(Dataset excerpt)
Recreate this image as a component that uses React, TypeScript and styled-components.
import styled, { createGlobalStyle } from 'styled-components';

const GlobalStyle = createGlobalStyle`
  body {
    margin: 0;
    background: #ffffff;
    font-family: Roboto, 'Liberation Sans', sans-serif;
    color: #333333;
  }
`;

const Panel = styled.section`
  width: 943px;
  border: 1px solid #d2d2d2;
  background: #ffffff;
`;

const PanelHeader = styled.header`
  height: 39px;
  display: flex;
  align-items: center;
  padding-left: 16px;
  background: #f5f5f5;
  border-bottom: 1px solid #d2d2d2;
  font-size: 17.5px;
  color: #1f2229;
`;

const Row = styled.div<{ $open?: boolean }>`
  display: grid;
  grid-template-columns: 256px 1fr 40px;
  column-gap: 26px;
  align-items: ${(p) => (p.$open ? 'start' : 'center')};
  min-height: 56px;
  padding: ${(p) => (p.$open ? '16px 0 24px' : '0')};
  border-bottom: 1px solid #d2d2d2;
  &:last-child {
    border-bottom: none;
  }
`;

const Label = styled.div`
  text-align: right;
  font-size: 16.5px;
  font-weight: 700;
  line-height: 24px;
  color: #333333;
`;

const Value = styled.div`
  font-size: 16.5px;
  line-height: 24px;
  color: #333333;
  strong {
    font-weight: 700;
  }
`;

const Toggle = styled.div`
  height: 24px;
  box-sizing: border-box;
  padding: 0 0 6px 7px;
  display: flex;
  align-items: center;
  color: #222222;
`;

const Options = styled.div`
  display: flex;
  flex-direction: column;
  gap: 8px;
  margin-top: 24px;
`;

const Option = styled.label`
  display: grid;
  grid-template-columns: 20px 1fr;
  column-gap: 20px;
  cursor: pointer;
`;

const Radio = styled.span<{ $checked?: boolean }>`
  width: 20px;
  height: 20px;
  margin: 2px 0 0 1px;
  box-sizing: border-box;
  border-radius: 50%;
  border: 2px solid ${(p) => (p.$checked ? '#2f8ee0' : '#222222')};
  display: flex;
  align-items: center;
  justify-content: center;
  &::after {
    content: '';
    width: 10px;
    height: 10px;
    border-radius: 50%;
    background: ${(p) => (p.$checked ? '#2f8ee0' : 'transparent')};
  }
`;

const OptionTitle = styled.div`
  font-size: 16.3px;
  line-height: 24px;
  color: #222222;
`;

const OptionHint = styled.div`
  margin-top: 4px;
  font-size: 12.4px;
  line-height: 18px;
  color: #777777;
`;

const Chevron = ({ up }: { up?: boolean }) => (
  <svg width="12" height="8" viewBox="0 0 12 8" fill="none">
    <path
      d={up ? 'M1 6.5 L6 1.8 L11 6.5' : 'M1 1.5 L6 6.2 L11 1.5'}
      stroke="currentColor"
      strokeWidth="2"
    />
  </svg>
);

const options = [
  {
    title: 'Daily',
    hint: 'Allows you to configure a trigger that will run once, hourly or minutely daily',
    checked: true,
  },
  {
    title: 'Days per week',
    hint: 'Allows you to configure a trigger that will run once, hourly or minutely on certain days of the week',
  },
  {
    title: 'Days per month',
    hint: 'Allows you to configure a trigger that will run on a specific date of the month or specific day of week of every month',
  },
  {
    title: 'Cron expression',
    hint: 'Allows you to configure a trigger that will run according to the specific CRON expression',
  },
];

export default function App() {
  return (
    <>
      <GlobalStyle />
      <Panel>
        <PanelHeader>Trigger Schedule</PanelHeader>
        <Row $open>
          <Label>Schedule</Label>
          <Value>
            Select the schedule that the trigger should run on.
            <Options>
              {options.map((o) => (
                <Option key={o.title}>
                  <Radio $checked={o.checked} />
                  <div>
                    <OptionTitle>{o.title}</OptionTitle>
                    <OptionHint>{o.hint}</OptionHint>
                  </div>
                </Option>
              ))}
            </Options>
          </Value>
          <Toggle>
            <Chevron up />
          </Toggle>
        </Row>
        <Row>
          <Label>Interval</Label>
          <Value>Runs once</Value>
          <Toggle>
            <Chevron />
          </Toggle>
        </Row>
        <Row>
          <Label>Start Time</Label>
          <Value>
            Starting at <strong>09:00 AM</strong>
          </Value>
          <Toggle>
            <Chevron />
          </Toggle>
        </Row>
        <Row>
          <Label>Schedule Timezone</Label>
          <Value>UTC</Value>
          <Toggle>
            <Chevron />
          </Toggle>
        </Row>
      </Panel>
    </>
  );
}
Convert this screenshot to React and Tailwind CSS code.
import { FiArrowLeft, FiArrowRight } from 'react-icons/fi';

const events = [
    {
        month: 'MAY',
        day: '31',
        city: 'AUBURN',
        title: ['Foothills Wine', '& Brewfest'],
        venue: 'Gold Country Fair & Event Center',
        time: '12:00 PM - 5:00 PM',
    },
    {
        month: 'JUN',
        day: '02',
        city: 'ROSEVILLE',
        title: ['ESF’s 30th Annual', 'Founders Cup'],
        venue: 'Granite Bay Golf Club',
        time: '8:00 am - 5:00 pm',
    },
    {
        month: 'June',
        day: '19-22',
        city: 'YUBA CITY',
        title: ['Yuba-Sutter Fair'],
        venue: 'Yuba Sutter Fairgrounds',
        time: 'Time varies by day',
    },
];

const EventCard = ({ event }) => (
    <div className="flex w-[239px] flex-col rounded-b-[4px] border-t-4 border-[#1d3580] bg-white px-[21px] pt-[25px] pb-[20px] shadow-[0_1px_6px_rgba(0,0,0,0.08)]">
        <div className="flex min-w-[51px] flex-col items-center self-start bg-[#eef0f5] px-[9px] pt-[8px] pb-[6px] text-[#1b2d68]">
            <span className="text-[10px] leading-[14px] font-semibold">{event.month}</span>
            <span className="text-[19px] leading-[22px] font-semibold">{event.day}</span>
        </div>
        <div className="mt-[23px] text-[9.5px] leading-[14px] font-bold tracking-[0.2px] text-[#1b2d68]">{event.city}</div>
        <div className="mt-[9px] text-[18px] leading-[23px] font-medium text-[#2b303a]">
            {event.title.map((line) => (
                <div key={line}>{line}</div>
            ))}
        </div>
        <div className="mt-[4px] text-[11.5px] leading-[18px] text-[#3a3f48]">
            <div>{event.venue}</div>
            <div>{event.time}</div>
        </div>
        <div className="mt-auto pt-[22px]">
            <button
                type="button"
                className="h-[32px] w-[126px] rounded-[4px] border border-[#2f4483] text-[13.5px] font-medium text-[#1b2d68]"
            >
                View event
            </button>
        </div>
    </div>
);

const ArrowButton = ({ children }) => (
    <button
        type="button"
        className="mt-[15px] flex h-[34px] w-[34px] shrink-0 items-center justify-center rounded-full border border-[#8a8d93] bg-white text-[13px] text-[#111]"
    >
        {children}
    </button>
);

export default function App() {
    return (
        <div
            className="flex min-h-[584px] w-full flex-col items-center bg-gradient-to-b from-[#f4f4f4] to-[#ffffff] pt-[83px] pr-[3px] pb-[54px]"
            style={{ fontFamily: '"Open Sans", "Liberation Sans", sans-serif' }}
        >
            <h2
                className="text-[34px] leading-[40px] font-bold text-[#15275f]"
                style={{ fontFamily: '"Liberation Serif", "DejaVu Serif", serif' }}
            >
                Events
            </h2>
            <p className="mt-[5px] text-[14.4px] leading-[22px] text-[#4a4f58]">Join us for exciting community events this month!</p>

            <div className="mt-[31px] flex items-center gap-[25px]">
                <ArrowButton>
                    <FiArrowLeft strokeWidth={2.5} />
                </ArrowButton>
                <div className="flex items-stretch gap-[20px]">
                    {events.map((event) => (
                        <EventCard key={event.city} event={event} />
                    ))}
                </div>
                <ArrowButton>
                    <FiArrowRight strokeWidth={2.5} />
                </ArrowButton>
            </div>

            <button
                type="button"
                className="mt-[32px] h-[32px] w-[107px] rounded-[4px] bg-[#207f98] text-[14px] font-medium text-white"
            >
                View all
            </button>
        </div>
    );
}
...
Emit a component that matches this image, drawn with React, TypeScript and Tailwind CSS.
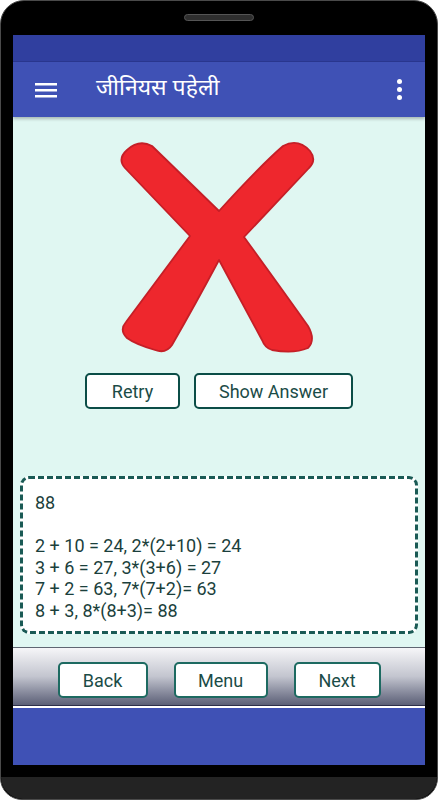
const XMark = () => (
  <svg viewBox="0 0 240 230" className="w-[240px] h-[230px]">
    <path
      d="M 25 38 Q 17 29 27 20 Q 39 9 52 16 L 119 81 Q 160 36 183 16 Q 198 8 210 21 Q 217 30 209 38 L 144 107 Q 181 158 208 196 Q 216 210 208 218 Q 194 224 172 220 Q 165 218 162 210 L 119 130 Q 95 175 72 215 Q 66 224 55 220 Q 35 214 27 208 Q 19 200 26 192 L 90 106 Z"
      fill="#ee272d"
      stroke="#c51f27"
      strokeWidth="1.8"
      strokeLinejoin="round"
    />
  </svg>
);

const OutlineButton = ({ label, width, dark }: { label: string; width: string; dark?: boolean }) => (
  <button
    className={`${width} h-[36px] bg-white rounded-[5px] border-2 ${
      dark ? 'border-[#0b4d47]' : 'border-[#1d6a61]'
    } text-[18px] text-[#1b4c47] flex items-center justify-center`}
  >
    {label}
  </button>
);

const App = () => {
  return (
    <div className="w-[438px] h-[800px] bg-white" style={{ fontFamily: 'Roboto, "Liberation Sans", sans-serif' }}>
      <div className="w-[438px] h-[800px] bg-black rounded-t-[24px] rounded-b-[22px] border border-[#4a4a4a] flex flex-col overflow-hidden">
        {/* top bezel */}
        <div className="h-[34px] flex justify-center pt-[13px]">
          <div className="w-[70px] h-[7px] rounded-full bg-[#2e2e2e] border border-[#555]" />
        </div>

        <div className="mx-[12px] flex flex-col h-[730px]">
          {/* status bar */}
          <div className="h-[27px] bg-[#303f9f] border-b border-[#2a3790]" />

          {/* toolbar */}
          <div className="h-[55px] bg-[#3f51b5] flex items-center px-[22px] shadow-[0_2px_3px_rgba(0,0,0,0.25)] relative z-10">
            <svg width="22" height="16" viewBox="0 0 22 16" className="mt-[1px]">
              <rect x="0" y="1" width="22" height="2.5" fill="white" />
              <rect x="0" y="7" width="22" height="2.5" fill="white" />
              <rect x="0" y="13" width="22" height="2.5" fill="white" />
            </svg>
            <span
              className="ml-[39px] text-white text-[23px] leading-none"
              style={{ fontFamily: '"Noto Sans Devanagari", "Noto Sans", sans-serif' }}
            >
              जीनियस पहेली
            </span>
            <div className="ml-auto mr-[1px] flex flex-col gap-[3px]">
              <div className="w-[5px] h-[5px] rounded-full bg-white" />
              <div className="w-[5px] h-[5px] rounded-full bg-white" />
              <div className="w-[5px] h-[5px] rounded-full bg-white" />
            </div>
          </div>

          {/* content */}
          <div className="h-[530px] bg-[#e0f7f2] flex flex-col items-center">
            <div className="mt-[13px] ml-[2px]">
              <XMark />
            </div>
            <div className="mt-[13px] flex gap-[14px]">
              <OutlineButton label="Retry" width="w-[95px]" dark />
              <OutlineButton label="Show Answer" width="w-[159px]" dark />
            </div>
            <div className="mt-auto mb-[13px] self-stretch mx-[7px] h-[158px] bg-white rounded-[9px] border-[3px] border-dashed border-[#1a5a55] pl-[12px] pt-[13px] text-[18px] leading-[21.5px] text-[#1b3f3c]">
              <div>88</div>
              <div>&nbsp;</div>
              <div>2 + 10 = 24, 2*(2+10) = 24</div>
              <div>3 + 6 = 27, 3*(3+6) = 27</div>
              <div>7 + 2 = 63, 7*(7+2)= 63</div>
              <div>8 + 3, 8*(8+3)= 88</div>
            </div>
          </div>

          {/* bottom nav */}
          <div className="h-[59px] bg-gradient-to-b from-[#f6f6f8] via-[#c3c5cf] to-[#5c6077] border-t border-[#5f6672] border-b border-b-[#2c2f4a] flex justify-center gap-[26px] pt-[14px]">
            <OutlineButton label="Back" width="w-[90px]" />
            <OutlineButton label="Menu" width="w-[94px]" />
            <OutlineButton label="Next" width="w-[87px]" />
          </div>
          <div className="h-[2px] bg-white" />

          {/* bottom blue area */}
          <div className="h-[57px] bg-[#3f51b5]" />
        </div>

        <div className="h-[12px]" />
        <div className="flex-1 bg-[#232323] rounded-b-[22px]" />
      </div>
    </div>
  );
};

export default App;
---
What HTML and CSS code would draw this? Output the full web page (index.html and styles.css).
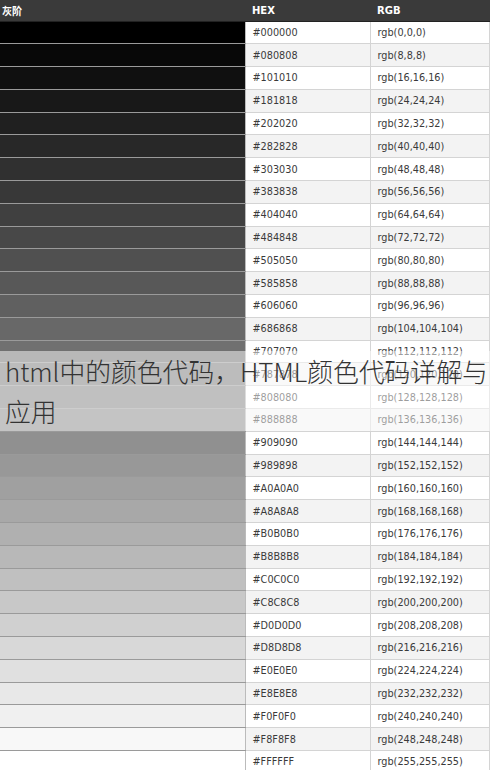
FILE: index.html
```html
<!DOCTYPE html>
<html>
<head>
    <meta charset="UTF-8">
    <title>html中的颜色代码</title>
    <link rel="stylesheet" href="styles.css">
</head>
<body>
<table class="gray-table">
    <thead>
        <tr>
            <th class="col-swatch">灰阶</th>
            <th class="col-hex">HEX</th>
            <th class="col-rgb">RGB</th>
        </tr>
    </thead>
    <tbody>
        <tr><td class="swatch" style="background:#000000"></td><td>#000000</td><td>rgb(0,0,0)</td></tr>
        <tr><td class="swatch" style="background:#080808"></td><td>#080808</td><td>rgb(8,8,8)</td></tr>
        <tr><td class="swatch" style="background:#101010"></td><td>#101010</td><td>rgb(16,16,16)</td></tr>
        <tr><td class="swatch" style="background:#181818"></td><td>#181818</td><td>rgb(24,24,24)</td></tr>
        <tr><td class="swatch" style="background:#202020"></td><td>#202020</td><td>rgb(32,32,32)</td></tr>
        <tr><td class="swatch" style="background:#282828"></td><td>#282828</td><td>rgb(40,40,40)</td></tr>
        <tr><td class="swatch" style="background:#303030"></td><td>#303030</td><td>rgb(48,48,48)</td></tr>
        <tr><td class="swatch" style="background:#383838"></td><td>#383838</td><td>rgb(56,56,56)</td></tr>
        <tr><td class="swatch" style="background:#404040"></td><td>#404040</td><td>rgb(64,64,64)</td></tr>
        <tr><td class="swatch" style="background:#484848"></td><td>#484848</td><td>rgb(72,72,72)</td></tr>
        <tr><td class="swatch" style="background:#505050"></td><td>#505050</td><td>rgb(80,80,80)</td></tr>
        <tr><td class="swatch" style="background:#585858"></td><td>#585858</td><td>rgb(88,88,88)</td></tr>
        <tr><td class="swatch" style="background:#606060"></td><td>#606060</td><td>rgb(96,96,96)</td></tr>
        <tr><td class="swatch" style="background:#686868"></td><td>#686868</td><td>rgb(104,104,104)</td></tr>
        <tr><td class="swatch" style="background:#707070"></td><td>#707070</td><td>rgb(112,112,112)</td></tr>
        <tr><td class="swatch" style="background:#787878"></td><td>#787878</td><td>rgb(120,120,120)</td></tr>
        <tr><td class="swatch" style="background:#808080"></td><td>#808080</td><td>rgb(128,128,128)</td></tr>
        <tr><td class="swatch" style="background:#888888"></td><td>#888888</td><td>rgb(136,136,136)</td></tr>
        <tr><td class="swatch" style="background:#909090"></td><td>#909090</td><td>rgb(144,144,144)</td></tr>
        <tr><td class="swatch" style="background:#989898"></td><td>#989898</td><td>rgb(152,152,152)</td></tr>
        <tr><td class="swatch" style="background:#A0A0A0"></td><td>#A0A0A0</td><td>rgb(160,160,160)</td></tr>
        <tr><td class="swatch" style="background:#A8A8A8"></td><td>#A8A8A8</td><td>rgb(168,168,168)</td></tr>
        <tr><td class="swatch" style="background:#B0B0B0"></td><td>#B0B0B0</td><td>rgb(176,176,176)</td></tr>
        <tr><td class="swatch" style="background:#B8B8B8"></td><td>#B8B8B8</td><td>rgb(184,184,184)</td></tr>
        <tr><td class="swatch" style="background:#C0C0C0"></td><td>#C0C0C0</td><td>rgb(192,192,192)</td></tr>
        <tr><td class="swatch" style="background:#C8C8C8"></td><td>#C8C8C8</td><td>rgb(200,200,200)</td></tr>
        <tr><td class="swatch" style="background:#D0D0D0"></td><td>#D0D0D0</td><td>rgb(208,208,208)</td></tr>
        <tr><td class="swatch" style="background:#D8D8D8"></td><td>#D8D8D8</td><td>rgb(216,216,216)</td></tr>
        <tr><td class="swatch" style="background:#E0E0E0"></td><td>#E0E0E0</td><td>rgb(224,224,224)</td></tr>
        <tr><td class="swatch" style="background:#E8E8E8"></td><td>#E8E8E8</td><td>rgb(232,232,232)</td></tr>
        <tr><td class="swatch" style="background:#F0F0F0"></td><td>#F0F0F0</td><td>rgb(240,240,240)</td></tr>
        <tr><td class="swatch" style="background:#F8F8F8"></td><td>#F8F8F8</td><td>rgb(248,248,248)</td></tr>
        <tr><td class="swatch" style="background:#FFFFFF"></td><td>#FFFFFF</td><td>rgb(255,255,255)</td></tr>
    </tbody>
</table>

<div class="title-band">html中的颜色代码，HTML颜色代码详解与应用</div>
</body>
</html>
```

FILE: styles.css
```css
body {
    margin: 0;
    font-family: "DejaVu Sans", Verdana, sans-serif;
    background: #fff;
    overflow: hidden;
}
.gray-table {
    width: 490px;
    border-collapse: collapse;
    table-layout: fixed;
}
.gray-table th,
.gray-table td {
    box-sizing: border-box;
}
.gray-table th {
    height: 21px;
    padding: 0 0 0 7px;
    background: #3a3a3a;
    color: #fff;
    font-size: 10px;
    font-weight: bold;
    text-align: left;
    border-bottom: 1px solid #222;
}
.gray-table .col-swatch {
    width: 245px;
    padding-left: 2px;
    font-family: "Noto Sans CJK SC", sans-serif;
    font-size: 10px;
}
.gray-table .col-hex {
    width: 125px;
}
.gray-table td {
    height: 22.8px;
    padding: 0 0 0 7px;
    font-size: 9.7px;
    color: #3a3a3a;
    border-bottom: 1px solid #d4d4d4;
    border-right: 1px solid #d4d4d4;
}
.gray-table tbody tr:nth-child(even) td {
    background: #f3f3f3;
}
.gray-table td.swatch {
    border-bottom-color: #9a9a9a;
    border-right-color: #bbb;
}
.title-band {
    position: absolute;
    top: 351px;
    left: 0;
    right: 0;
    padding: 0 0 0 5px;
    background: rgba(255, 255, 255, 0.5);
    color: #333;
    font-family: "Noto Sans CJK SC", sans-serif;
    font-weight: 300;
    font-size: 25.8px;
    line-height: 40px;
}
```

_GIVEN PROBLEM_
Identify every line above that includes the word "code", and show those lines.

_WRITTEN SOLUTION_
Convert this screenshot to React and Tailwind CSS code.
What HTML and CSS code would draw this? Output the full web page (index.html and styles.css).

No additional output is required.